◆ Given instruction ◆
Check each line of the listing below for the string "React", and copy the ones that have it.
#### Recorded data
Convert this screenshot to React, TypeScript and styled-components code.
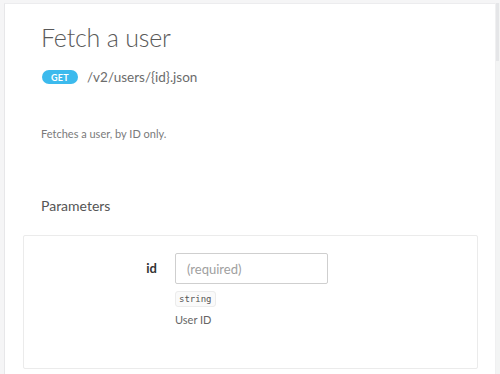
import React from "react";
import styled, { createGlobalStyle } from "styled-components";

const GlobalStyle = createGlobalStyle`
  html, body {
    margin: 0;
    padding: 0;
    background: #f5f5f6;
  }
  body {
    font-family: Lato, "Open Sans", "Liberation Sans", sans-serif;
  }
`;

const App: React.FC = () => {
  return (
    <>
      <GlobalStyle />
      <StyledFrame>
        <StyledPanel>
          <StyledHeader>
            <StyledTitle>Fetch a user</StyledTitle>
            <StyledEndpoint>
              <StyledMethod>GET</StyledMethod>
              <StyledPath>/v2/users/{"{id}"}.json</StyledPath>
            </StyledEndpoint>
            <StyledDescription>Fetches a user, by ID only.</StyledDescription>
            <StyledSectionTitle>Parameters</StyledSectionTitle>
          </StyledHeader>
          <StyledCard>
            <StyledParamRow>
              <StyledParamName>id</StyledParamName>
              <StyledParamBody>
                <StyledInput placeholder="(required)" />
                <StyledType>string</StyledType>
                <StyledParamDesc>User ID</StyledParamDesc>
              </StyledParamBody>
            </StyledParamRow>
          </StyledCard>
        </StyledPanel>
        <StyledScrollbar>
          <StyledThumb />
        </StyledScrollbar>
      </StyledFrame>
    </>
  );
};

//Styled-Components
const StyledFrame = styled.div`
  display: flex;
  width: 500px;
  height: 374px;
  padding: 3px 0 0 4px;
  box-sizing: border-box;
  overflow: hidden;
`;

const StyledPanel = styled.main`
  flex: 1;
  background: #ffffff;
  border-left: 1px solid #e7e7e9;
  border-top: 1px solid #ececee;
  padding: 0 17px 0 18px;
`;

const StyledHeader = styled.div`
  padding: 17px 18px 0;
`;

const StyledTitle = styled.h1`
  margin: 0;
  font-size: 25px;
  line-height: 32px;
  font-weight: 300;
  color: #595959;
  letter-spacing: -0.2px;
`;

const StyledEndpoint = styled.div`
  display: flex;
  align-items: center;
  gap: 9px;
  margin-top: 16px;
  padding-left: 1px;
`;

const StyledMethod = styled.span`
  display: inline-flex;
  align-items: center;
  justify-content: center;
  width: 36px;
  height: 14px;
  border-radius: 7px;
  background: #3cbaed;
  color: #ffffff;
  font-size: 9px;
  font-weight: 700;
  letter-spacing: 0.3px;
`;

const StyledPath = styled.span`
  font-size: 13.5px;
  color: #6c6c6c;
  font-weight: 400;
`;

const StyledDescription = styled.p`
  margin: 42px 0 0;
  font-size: 11px;
  line-height: 14px;
  color: #7a7a7a;
`;

const StyledSectionTitle = styled.h2`
  margin: 56px 0 0;
  font-size: 14px;
  line-height: 18px;
  font-weight: 400;
  color: #555555;
`;

const StyledCard = styled.section`
  margin-top: 20px;
  height: 134px;
  border: 1px solid #ebebeb;
  border-radius: 2px;
  box-sizing: border-box;
  padding: 17px 0 0;
`;

const StyledParamRow = styled.div`
  display: grid;
  grid-template-columns: 133px 153px;
  column-gap: 18px;
`;

const StyledParamName = styled.div`
  text-align: right;
  font-size: 13px;
  font-weight: 700;
  color: #333333;
  line-height: 30px;
`;

const StyledParamBody = styled.div`
  display: flex;
  flex-direction: column;
  align-items: flex-start;
`;

const StyledInput = styled.input`
  width: 153px;
  height: 31px;
  box-sizing: border-box;
  border: 1px solid #cfcfcf;
  border-radius: 2px;
  padding: 0 11px;
  font-family: Lato, "Liberation Sans", sans-serif;
  font-size: 13px;
  color: #333;
  outline: none;
  &::placeholder {
    color: #a0a0a0;
  }
`;

const StyledType = styled.code`
  margin-top: 7px;
  padding: 1px 3px;
  font-family: "DejaVu Sans Mono", "Liberation Mono", monospace;
  font-size: 9px;
  line-height: 12px;
  color: #555;
  background: #fafafa;
  border: 1px solid #ececec;
  border-radius: 3px;
`;

const StyledParamDesc = styled.span`
  margin-top: 6px;
  font-size: 11px;
  color: #666666;
`;

const StyledScrollbar = styled.div`
  width: 4px;
  background: #f3f4f4;
  border-left: 1px solid #f0f0f1;
`;

const StyledThumb = styled.div`
  width: 3px;
  height: 58px;
  background: #e5e6e8;
`;

export default App;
########
◆ Task solution ◆
Convert this screenshot to React, TypeScript and styled-components code.
import React from "react";
const App: React.FC = () => {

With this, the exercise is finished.